The Man Who Would Be Ratzinger
San Francisco Archbishop William J. Levada is, for one thing, the first American ever to reach such an influential position in the Roman Catholic hierarchy. A native of Long Beach, California, who headed the diocese in Portland, Oregon, before moving to San Francisco in 1995, he is known for his diplomatic skills, which temper his conservative positions on most doctrinal issues. For example, though a vocal opponent of Mayor Gavin Newsom's flurry of gay weddings last year, Levada had earlier worked out a Solomonic solution that resulted in health benefits for gay partners. He has been criticized for his slow and secretive response to priest sexual-abuse scandals in San Francisco, where at least 68 lawsuits over alleged abuse are still pending. Father Patrick Brennan, vicar at the Archdiocese of Portland, admits that Levada "had his detractors" but praises his warmth and intelligence. "He's not an academic theologian," Brennan says. "He's a practical theologian."

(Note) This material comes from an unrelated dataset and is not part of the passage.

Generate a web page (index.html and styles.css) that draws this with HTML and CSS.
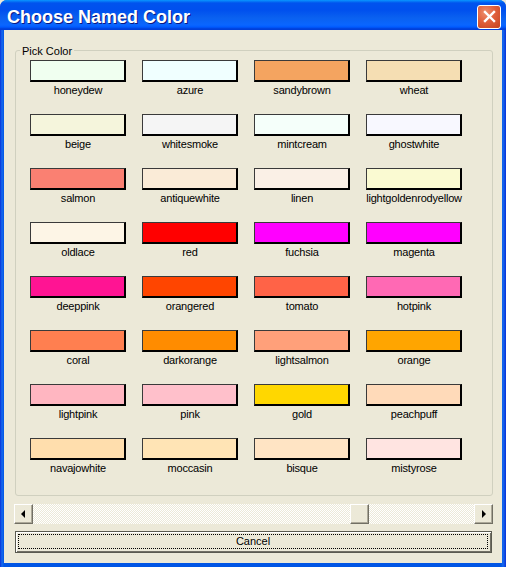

That practical streak may mean Pope Benedict XVI expects Levada, 68, to pay more attention to the administrative demands of his new job than to the ideological ones. A traditionalist inside the Roman Curia was initially shocked at the choice. "He's not at all the darling of the right," he said. But Vatican sources say the appointment was a sign of the trust and respect Benedict has for the American prelate, whom he has known since Levada served under him in Rome at the Congregation in the early 1980s. "For this job," says a well-placed Vatican official, "he wanted to have someone he can rely on." With Benedict expected to remain the church's theologian in chief, Levada may be the key to putting the Pope's ideas into practice.